Fino alla svolta del 9 gennaio 2007, giorno in cui il quarantottenne Tommaso Costa ha ricevuto in carcere un’ordinanza di custodia cautelare con l’accusa di essere il mandante e l’esecutore materiale, in concorso con altre persone non ancora identificate, dell’omicidio di Gianluca Congiusta. Tre fratelli uccisi nella lunga faida contro i Commisso per il controllo criminale della città, scarcerato nel marzo 2005 per effetto dell’ “indultino” e poi uccell di bosco per sfuggire ad una condanna divenuta definitiva, Tommaso Costa era stato catturato solo poche settimane prima, mentre si stava freneticamente “spendendo” nel tentativo di rialzare le quotazioni della “famiglia”, ritagliandosi nuovi spazi di influenza.
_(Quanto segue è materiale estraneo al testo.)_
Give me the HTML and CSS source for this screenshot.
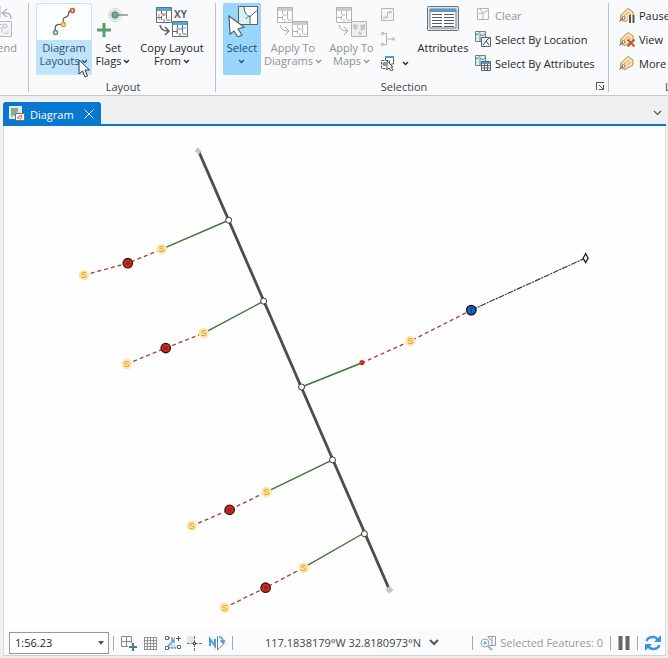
FILE: index.html
```html
<!DOCTYPE html>
<html lang="en">
<head>
<meta charset="utf-8">
<title>Diagram</title>
<link rel="stylesheet" href="styles.css">
</head>
<body>
<svg class="sprite" aria-hidden="true">
  <symbol id="chev" viewBox="0 0 7 5"><path d="M1 1l2.500 2.500L6 1" fill="none" stroke="currentColor" stroke-width="1.300"/></symbol>
  <symbol id="grid" viewBox="0 0 16 16">
    <path d="M.5.500h15v15H.5z" fill="#fff" stroke="currentColor"/>
    <path class="accent" d="M1 1h14v3H1z"/>
    <path d="M5.500 4v3M10.500 4v4h-5v5M1 10.500h4M10.500 8v5H15M8 15v-3" fill="none" stroke="currentColor" stroke-dasharray="4 1"/>
  </symbol>
  <symbol id="patch" viewBox="0 0 16 16"><path d="M.5.500h10v10H.500z" fill="#d9f0f3" stroke="#718087"/><path d="M1 3.500c3 0 4-1 4-3M5 3l3 2 2.500-3M5 4v6" fill="none" stroke="#718087"/></symbol>
  <symbol id="tag" viewBox="0 0 16 16"><path d="M2 8l7-6.500 5 3.500v5l-8 4.500L1.500 13z" fill="#fbe3b5" stroke="#b78a4d"/><path d="M5 9l5-4M8 10l4-3" stroke="#d0a565"/><circle cx="4.500" cy="11" r="1.500" fill="#fff" stroke="#766a60"/><path d="M4 11l-3.500 3.500" stroke="#766a60"/></symbol>
  <symbol id="s" viewBox="0 0 12 12"><circle cx="6" cy="6" r="5.200" fill="#ffe5a3"/><text x="6" y="9.300" text-anchor="middle" class="node-letter">S</text></symbol>
  <symbol id="device" viewBox="0 0 12 12"><circle cx="6" cy="6" r="4.700" fill="#db2415" stroke="#211c20" stroke-width="1.300"/><path d="M4.200 4.200h3.600v3.600H4.200z" fill="#892b20"/></symbol>
  <symbol id="junction" viewBox="0 0 8 8"><circle cx="4" cy="4" r="3" fill="#fff" stroke="#333"/></symbol>
</svg>

<div class="app">
  <header class="ribbon">
    <section class="group group-cut">
      <div class="tools">
        <button class="big muted" disabled>
          <svg class="pic" viewBox="0 0 32 32"><path d="M27 4l-5 4 5 4M22 8h4q5 0 5 6" fill="none" stroke="#b5b8ba" stroke-width="1.500"/><path d="M20 1v12" stroke="#b5b8ba"/><path d="M14 16.500h17.500v15H14" fill="#f4f5f6" stroke="#b5b8ba"/><circle cx="25" cy="21" r="2" fill="none" stroke="#b5b8ba"/><path d="M18 19.500h4M18 23h4v5M24 28.500h4v-3" fill="none" stroke="#c5c8ca"/></svg>
          <span>end</span>
        </button>
      </div>
    </section>
    <section class="group group-layout">
      <div class="tools">
        <button class="big hot">
          <svg class="pic" viewBox="0 0 32 32"><path d="M7.500 25c-1-5 1-6 6-5.500M15.500 17c-2-7 5-3 5-8q0-3 3-3.500" fill="none" stroke="#5b6268" stroke-width="1.300"/><circle cx="7.500" cy="27.500" r="2" fill="#d9f0dd" stroke="#4d9665" stroke-width="1.400"/><circle cx="15.500" cy="19.500" r="2" fill="#ffe4aa" stroke="#e3a02c" stroke-width="1.400"/><circle cx="24.500" cy="5.500" r="2" fill="#f5c3a8" stroke="#ca5532" stroke-width="1.400"/></svg>
          <span>Diagram<br>Layouts<svg class="chev"><use href="#chev"/></svg></span>
          <svg class="cursor" viewBox="0 0 12 19"><path d="M1 1v14l3.500-3 2.500 6 2.500-1L7 11h4.500z" fill="#fff" stroke="#25364a"/></svg>
        </button>
        <button class="big set-flags">
          <svg class="pic" viewBox="0 0 32 32"><circle cx="18" cy="10" r="6.500" fill="none" stroke="#d0d4d4"/><circle cx="18" cy="10" r="4.500" fill="#e5ebe7" stroke="#b8bfba"/><path d="M20 10h11" stroke="#59615d"/><circle cx="18" cy="10" r="3" fill="#72a982" stroke="#527d5e"/><path d="M7 18v14M0 25h14" stroke="#5c9d6d" stroke-width="3"/></svg>
          <span>Set<br>Flags<svg class="chev"><use href="#chev"/></svg></span>
        </button>
        <button class="big copy">
          <svg class="pic" viewBox="0 0 32 32"><g color="#656c73"><use href="#grid" class="blue" width="16" height="16" y="2"/><use href="#grid" class="blue" x="16" y="16" width="16" height="16"/></g><path d="M3 9v6M6 9h5" stroke="#d67b52"/><path d="M21 23v6M25 23h5" stroke="#4fa2dc"/><path d="M4 20q1 6 8 6M9 22l4 4-4 4" fill="none" stroke="#5b6268" stroke-width="1.500"/><text x="18" y="13" class="xy">XY</text></svg>
          <span>Copy Layout<br>From<svg class="chev"><use href="#chev"/></svg></span>
        </button>
      </div>
      <h2>Layout</h2>
    </section>
    <section class="group group-selection">
      <div class="tools">
        <button class="big active">
          <svg class="pic" viewBox="0 0 32 32"><path d="M12.500 1.500h19v18h-19z" fill="#fff" stroke="#59636a"/><path d="M13 2h6c0 6 1 8 5 10v7H13z" fill="#d9f4f5"/><path d="M18 1.500c0 5 2 9 6 10l7-6M24 11v8.500M24 11c-2 0-3 1-4 3" fill="none" stroke="#59636a"/><path d="M3 11l1 18 4-3 4 6 4-2-4-6 6-2z" fill="#fff" stroke="#53616b" stroke-width="1.200"/></svg>
          <span>Select<br><svg class="chev"><use href="#chev"/></svg></span>
        </button>
        <button class="big diagrams muted" disabled>
          <svg class="pic" viewBox="0 0 32 32"><g color="#b0b3b5"><use href="#grid" class="gray" y="2" width="16" height="16"/><use href="#grid" class="gray" x="15" y="16" width="16" height="16"/></g><path d="M3 20q1 6 8 6M8 22l4 4-4 4" fill="none" stroke="#aaa"/></svg>
          <span>Apply To<br>Diagrams<svg class="chev"><use href="#chev"/></svg></span>
        </button>
        <button class="big maps muted" disabled>
          <svg class="pic" viewBox="0 0 32 32"><g color="#b0b3b5"><use href="#grid" class="gray" y="2" width="16" height="16"/></g><path d="M15.500 16.500h15v15h-15z" fill="#eee" stroke="#b0b3b5"/><path d="M17 19l5 1-1 4-2 1-2-3zM24 20l5-1v5l-4 2zM22 26l4 2-2 3z" fill="#c5c5c5"/><path d="M3 20q1 6 8 6M8 22l4 4-4 4" fill="none" stroke="#aaa"/></svg>
          <span>Apply To<br>Maps<svg class="chev"><use href="#chev"/></svg></span>
        </button>
        <div class="stack stack-icons">
          <button class="small muted" disabled aria-label="Select path"><svg viewBox="0 0 16 16"><path d="M1.500 1.500h12v12h-12z" fill="#f6f6f6" stroke="#b5b5b5"/><path d="M5 10.500h2.500v-5H10" fill="none" stroke="#b5b5b5"/><circle cx="4.500" cy="10.500" r="1" fill="#fff" stroke="#b5b5b5"/><circle cx="10.500" cy="5" r="1" fill="#fff" stroke="#b5b5b5"/></svg></button>
          <button class="small muted" disabled aria-label="Select connected"><svg viewBox="0 0 16 16"><path d="M3 2.500h3.500v11H3M7 8h7" fill="none" stroke="#b5b5b5"/><path d="M1.500 1.500h2v2h-2zM1.500 12.500h2v2h-2zM12.500 7h2v2h-2z" fill="#fff" stroke="#b5b5b5"/></svg></button>
          <button class="small" aria-label="Selection tools"><svg viewBox="0 0 16 16"><path d="M5.500 5V1.500h8V9H11" fill="#fff" stroke="#59636a"/><path d="M5 1h9v2H5z" fill="#529acd"/><path d="M1.500 5.500h8v8h-8z" fill="#fff" stroke="#59636a" stroke-dasharray="3 1"/><circle cx="4.500" cy="9" r="1.500" fill="#72b7e1" stroke="#59636a"/><path d="M7 6v9l2-2 2 3 2-1-2-3h2z" fill="#fff" stroke="#555"/></svg><svg class="chev"><use href="#chev"/></svg></button>
        </div>
        <button class="big attributes">
          <svg class="pic" viewBox="0 0 32 32"><rect x=".5" y="1.500" width="31" height="24" rx="1" fill="#dfe3e5" stroke="#67737c"/><path d="M3 4h26v19H3z" fill="#fff" stroke="#768087"/><path d="M3 4h26v3H3z" fill="#4f9bd2"/><path d="M5 9.500h10M5 12.500h10M5 15.500h10M5 18.500h10M5 21.500h10M17 9.500h10M17 12.500h10M17 15.500h10M17 18.500h10M17 21.500h10" stroke="#555e66"/></svg>
          <span>Attributes</span>
        </button>
        <div class="stack stack-commands">
          <button class="small muted clear" disabled><svg viewBox="0 0 16 16"><path d="M2.500 1.500h11v11h-11zM5 2l3 4v6M8 6l5-3M4 7l4-1" fill="none" stroke="#b5b5b5"/></svg>Clear</button>
          <button class="small"><svg viewBox="0 0 16 16"><use href="#patch" width="16" height="16"/><path d="M6.500 6.500h9v9h-9z" fill="#e8f5f7" stroke="#59636a"/><path d="M8 14l3-4 3 4M11 10l3-3" fill="none" stroke="#3f4b53"/></svg>Select By Location</button>
          <button class="small"><svg viewBox="0 0 16 16"><use href="#patch" width="16" height="16"/><path d="M6.500 6.500h9v9h-9z" fill="#fff" stroke="#59636a"/><path d="M7 7h8v2H7z" fill="#529acd"/><path d="M9.500 9v6M12.500 9v6M7 10.500h8M7 13h8" stroke="#59636a"/></svg>Select By Attributes</button>
        </div>
      </div>
      <div class="caption"><h2>Selection</h2><button class="launcher" aria-label="Selection options"><svg viewBox="0 0 9 9"><path d="M.5 8V.500H8M3 3l4 4M7.500 3v4.500H3" fill="none" stroke="#555"/></svg></button></div>
    </section>
    <section class="group group-labels">
      <div class="tools">
        <div class="stack">
          <button class="small"><svg viewBox="0 0 16 16"><use href="#tag" width="16" height="16"/><path d="M9 8h7v8H9z" fill="#f8fafc"/><path d="M11 8v8M14.500 8v8" stroke="#555" stroke-width="2"/></svg>Pause</button>
          <button class="small"><svg viewBox="0 0 16 16"><use href="#tag" width="16" height="16"/><path d="M8.500 8.500l7 7M15.500 8.500l-7 7" stroke="#ce512e" stroke-width="2"/></svg>View</button>
          <button class="small"><svg viewBox="0 0 16 16"><use href="#tag" width="16" height="16"/></svg>More</button>
        </div>
      </div>
      <h2>L</h2>
    </section>
  </header>

  <main class="pane">
    <div class="tabs">
      <div class="tab">
        <svg viewBox="0 0 16 16"><path d="M.5.500h12v12H.500z" fill="#dce9dc" stroke="#e9eef0"/><path d="M2 2h7v4l-3 3-4 2z" fill="#8cab90"/><path d="M6.500 7.500h9v7h-9z" fill="#fff" stroke="#68747c"/><path d="M8 11.500h3M12.500 9v2" stroke="#d47043" stroke-width="1.500"/><circle cx="11" cy="11.500" r="1.500" fill="#fff" stroke="#d47043"/></svg>
        <span>Diagram</span>
        <button aria-label="Close tab"><svg viewBox="0 0 10 10"><path d="M.5.500l9 9M9.500.500l-9 9" stroke="#e3f1fc"/></svg></button>
      </div>
      <button class="tab-menu" aria-label="Open views"><svg viewBox="0 0 9 6"><path d="M1 1l3.500 3.500L8 1" fill="none" stroke="#555" stroke-width="1.200"/></svg></button>
    </div>

    <svg class="map" viewBox="4 126 662 504" role="img" aria-label="Network diagram">
      <g fill="none" stroke="#f6f7f9" stroke-dasharray="5 5"><path d="M8 134l48 55 44 87 18 42M218 165l50 65 50 87M340 137l120 15 206 28M420 175l150 72"/></g>
      <path d="M199 151L390 590" stroke="#4d4d4d" stroke-width="2.800"/>
      <g stroke="#397733" stroke-width="1.400"><path d="M162 249l67-29M204 333l60-32M302 387l60-24M267 492l66-32M304 568l61-35"/></g>
      <g stroke="#a04b33" stroke-width="1.400" stroke-dasharray="4 3" fill="none"><path d="M84 275l44-12 34-14M127 364l39-16 38-15M192 526l38-16 37-18M225 608l41-20 38-20M362 363l49-22 61-31"/></g>
      <path d="M472 310l114-52" stroke="#353640" stroke-width="1.200" stroke-dasharray="6 1 2 1"/>
      <path d="M198 147l4 4-3 3-4-3zM390 586l4 4-4 4-4-4z" fill="#c4c7c4"/>
      <g>
        <use href="#junction" x="225" y="216" width="8" height="8"/><use href="#junction" x="260" y="297" width="8" height="8"/><use href="#junction" x="298" y="383" width="8" height="8"/><use href="#junction" x="329" y="456" width="8" height="8"/><use href="#junction" x="361" y="530" width="8" height="8"/>
        <use href="#s" x="78" y="269" width="12" height="12"/><use href="#s" x="156" y="243" width="12" height="12"/><use href="#s" x="121" y="358" width="12" height="12"/><use href="#s" x="198" y="327" width="12" height="12"/><use href="#s" x="405" y="335" width="12" height="12"/><use href="#s" x="186" y="520" width="12" height="12"/><use href="#s" x="261" y="486" width="12" height="12"/><use href="#s" x="219" y="602" width="12" height="12"/><use href="#s" x="298" y="562" width="12" height="12"/>
        <use href="#device" x="122" y="257" width="12" height="12"/><use href="#device" x="160" y="342" width="12" height="12"/><use href="#device" x="224" y="504" width="12" height="12"/><use href="#device" x="260" y="582" width="12" height="12"/>
      </g>
      <circle cx="362.500" cy="362.500" r="2.600" fill="#d82a16"/>
      <circle cx="472" cy="310" r="4.700" fill="#176bd0" stroke="#14171d" stroke-width="1.500"/><text x="472" y="312.500" text-anchor="middle" class="t-letter">T</text>
      <path d="M586.500 253.500l2.500 4.500-2.500 4.500L584 258z" fill="#fff" stroke="#222" stroke-width="1.300"/>
    </svg>

    <footer class="status">
      <label class="scale"><select aria-label="Map scale"><option>1:56.23</option></select><svg viewBox="0 0 6 4"><path d="M0 0h6L3 4z" fill="#555"/></svg></label>
      <i class="rule"></i>
      <div class="status-tools">
        <button aria-label="Add constraint"><svg viewBox="0 0 16 16"><path d="M.5 1.500h10v10H.500zM5.500 1.500v10M.5 6.500h10" fill="none" stroke="#888"/><path d="M7 8h9v8H7z" fill="#fafbfd"/><path d="M12 8v8M8 12h8" stroke="#4b7898" stroke-width="2"/></svg></button>
        <button aria-label="Grid"><svg viewBox="0 0 16 16"><path d="M1.500 2v12M4.500 2v12M7.500 2v12M10.500 2v12M13.500 2v12M1 2.500h13M1 5.500h13M1 8.500h13M1 11.500h13M1 14.500h13" stroke="#929292"/></svg></button>
        <button aria-label="Snapping"><svg viewBox="0 0 16 16"><path d="M2 13l5-6 7 6z" fill="#c9e6f7"/><path d="M3 3h7M3 13h9" stroke="#555" stroke-dasharray="2 1"/><path d="M3 11l6-6M6 5h3v3" fill="none" stroke="#4c9dd0" stroke-width="1.300"/><path d="M.5 1.500h3v3h-3zM.5 11.500h3v3h-3zM12.500 10.500h3v3h-3z" fill="#fff" stroke="#666"/><path d="M13.500 1v5M11 3.500h5" stroke="#555"/></svg></button>
        <button aria-label="Inference"><svg viewBox="0 0 16 16"><path d="M0 1h8v7H0z" fill="#dcebdc"/><path d="M7.500 1v15M0 8.500h16" stroke="#777" stroke-dasharray="3 1"/><path d="M6.500 7.500h2v2h-2z" fill="#fff" stroke="#444"/></svg></button>
        <button aria-label="Ground to grid"><svg viewBox="0 0 16 16"><path d="M1 11V4l5 7V4" fill="none" stroke="#4a9dd6" stroke-width="2"/><path d="M8.500 1v14l7-7" fill="none" stroke="#6a7d88"/><path d="M10 2q4 0 4 5M11.500 5L14 8l2-3" fill="none" stroke="#4a9dd6" stroke-width="1.500"/></svg></button>
      </div>
      <i class="rule"></i>
      <button class="coords">117.1838179°W 32.8180973°N<svg viewBox="0 0 10 7"><path d="M1 1l4 4 4-4" fill="none" stroke="#555" stroke-width="2"/></svg></button>
      <div class="status-end">
        <i class="rule"></i>
        <span class="selected"><svg viewBox="0 0 16 16"><path d="M7.500 1.500h8v9h-6M8 2l4 4V2M12 6v4" fill="none" stroke="#999"/><circle cx="5" cy="8" r="4" fill="#fff" stroke="#87a7bc"/><path d="M5 6v4M3 8h4" stroke="#56a2d2"/><path d="M8 11l4 4" stroke="#aaa" stroke-width="2"/></svg>Selected Features: 0</span>
        <i class="rule"></i>
        <button aria-label="Pause drawing"><svg class="pause" viewBox="0 0 12 16"><path d="M2.500 1v14M9.500 1v14" stroke="#666" stroke-width="4"/></svg></button>
        <i class="rule"></i>
        <button aria-label="Refresh"><svg viewBox="0 0 16 16"><path d="M1.500 6Q3 2 8 2q3 0 5 3M14.500 10Q13 14 8 14q-3 0-5-3" fill="none" stroke="#3597dc" stroke-width="2.400"/><path d="M16 0v7H9zM0 16V9h7z" fill="#3597dc"/></svg></button>
      </div>
    </footer>
  </main>
</div>
</body>
</html>
```
FILE: styles.css
```css
* { box-sizing: border-box; }
body { margin: 0; background: #f0f0f0; color: #262626; font: 11px/13px "Open Sans", "Noto Sans", sans-serif; }
button { display: flex; align-items: center; margin: 0; padding: 0; border: 0; background: none; color: inherit; font: inherit; white-space: nowrap; }
svg { display: block; flex: none; }
h2 { margin: 0; font: inherit; color: #444; text-align: center; }
.sprite { position: absolute; width: 0; height: 0; }
.app { display: flex; flex-direction: column; height: 100vh; overflow: hidden; }

.ribbon { display: flex; flex: none; padding-top: 3px; background: #f8fafc; border-bottom: 1px solid #c5c8ca; overflow: hidden; }
.group { display: flex; flex: none; flex-direction: column; height: 92px; border: 0 solid; border-right-width: 1px; border-image: linear-gradient(#c0c3c5 88px, transparent 88px) 1; }
.tools { display: flex; height: 77px; }
.group-cut { width: 29px; }
.group-cut .tools { justify-content: flex-end; padding-right: 11px; }
.group-cut .big { align-items: flex-end; }
.group-cut .pic { margin-right: 5px; }
.group-layout { padding: 0 5px 0 7px; }
.group-selection { padding: 0 3px 0 7px; width: 393px; }
.group-labels { flex: 1; min-width: 0; border: 0; padding-left: 10px; overflow: hidden; }
.group-labels h2 { padding-left: 46px; text-align: left; }

.big { flex: none; flex-direction: column; height: 72px; padding-top: 2px; gap: 4px; position: relative; }
.big span { display: block; text-align: center; }
.pic { width: 32px; height: 32px; }
.chev { display: inline-block; width: 7px; height: 5px; margin-left: 2px; vertical-align: 1px; }
.muted { color: #929292; }
.hot { width: 56px; border: 1px solid #c7e4f6; border-radius: 2px; padding-top: 1px; background: linear-gradient(#fcfdfe 36px, #bfe3fa 36px); color: #2c5475; }
.set-flags { width: 42px; }
.copy { width: 76px; }
.active { width: 38px; border-radius: 2px; background: #98d6fb; color: #244d70; }
.active .chev { margin-left: 0; }
.diagrams { width: 64px; }
.maps { width: 53px; }
.attributes { width: 58px; }
.cursor { position: absolute; left: 41px; top: 55px; width: 12px; height: 19px; }
.blue { fill: #57a5dd; }
.gray { fill: #ccc; }
.xy { font: bold 10px "Open Sans", sans-serif; fill: #5d6368; }

.stack { display: flex; flex-direction: column; width: 130px; }
.stack-icons { width: 36px; padding-left: 2px; }
.stack-commands { padding-left: 3px; }
.small { height: 24px; gap: 4px; }
.small svg:not(.chev) { width: 16px; height: 16px; }
.caption { display: grid; grid-template-columns: 1fr 20px; align-items: center; }
.launcher { justify-content: flex-end; }
.launcher svg { width: 9px; height: 9px; }

.pane { display: flex; flex: 1; min-height: 0; flex-direction: column; margin: 0 2px 2px 3px; border-bottom: 1px solid #d0d0d0; }
.tabs { display: flex; flex: none; align-items: flex-end; justify-content: space-between; height: 30px; padding-top: 6px; border-bottom: 2px solid #0878d1; }
.tab { display: flex; align-items: center; height: 22px; width: 98px; padding: 2px 7px 0 6px; border-radius: 3px 3px 0 0; background: #0878d1; color: #fff; }
.tab > svg { width: 16px; height: 16px; margin-right: 5px; }
.tab button { margin-left: auto; }
.tab button svg { width: 10px; height: 10px; }
.tab-menu { height: 22px; padding-right: 4px; }
.tab-menu svg { width: 9px; height: 6px; }

.map { flex: 1; min-height: 0; width: 100%; background: #fefefe; border: 1px solid #dedede; border-width: 0 1px; }
.node-letter { font: 9px "Liberation Sans", sans-serif; fill: #d99a22; }
.t-letter { font: bold 7px "Liberation Sans", sans-serif; fill: #102d59; }

.status { display: flex; flex: none; align-items: center; height: 25px; padding: 0 4px 0 5px; background: #fafbfd; border: 1px solid #dedede; border-width: 0 1px; }
.scale { display: flex; align-items: center; position: relative; width: 100px; }
.scale select { width: 100%; height: 22px; padding: 0 5px; border: 1px solid #999; border-radius: 0; background: #fff; color: #262626; font: inherit; appearance: none; }
.scale svg { position: absolute; right: 5px; width: 6px; height: 4px; }
.rule { flex: none; width: 1px; height: 14px; background: #a8a8a8; }
.scale + .rule { margin-left: 4px; }
.status-tools { display: flex; gap: 6px; margin: 0 7px; }
.status-tools svg { width: 16px; height: 16px; }
.coords { gap: 8px; margin-left: 32px; color: #444; }
.coords > svg { width: 10px; height: 7px; }
.status-end { display: flex; align-items: center; gap: 7px; margin-left: auto; color: #999; }
.selected { display: flex; align-items: center; gap: 4px; white-space: nowrap; }
.status-end svg { height: 16px; width: 16px; }
.status-end .pause { width: 12px; }
```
Sarebbe stato questo scenario criminale fluido e pericoloso a condannare Gianluca Congiusta, deciso ad intervenire in favore del futuro suocero Antonio Scarfò, un imprenditore cui Tommaso Costa aveva indirizzato dal carcere di Palmi una lettera con richieste estorsive. Proprio l’“intromissione” di Congiusta e il timore che i Commisso potessero scoprire il rinato attivismo dei vecchi rivali, scatenando una feroce reazione, avrebbe armato la mano del boss. “L’omicidio di Gianluca Congiusta – spiegavano nelle motivazioni della sentenza di primo grado i giudici della Corte d’Assise di Locri – è stato deciso, organizzato ed eseguito da Costa Tommaso, ed è un delitto tipicamente mafioso non solo per le sue modalità esecutive ma anche e soprattutto per il concorso di pre-elementi (punitivo, estorsivo e strategico), funzionali alla riaffermazione del potere criminale del risorto sodalizio Costa, potere che non poteva prescindere dal manifestarsi e imporsi nei confronti di chi operava economicamente proprio nelle immediate vicinanze delle case dei Costa”. Un impianto accusatorio fatto proprio, evidentemente, anche dalla sentenza di secondo grado.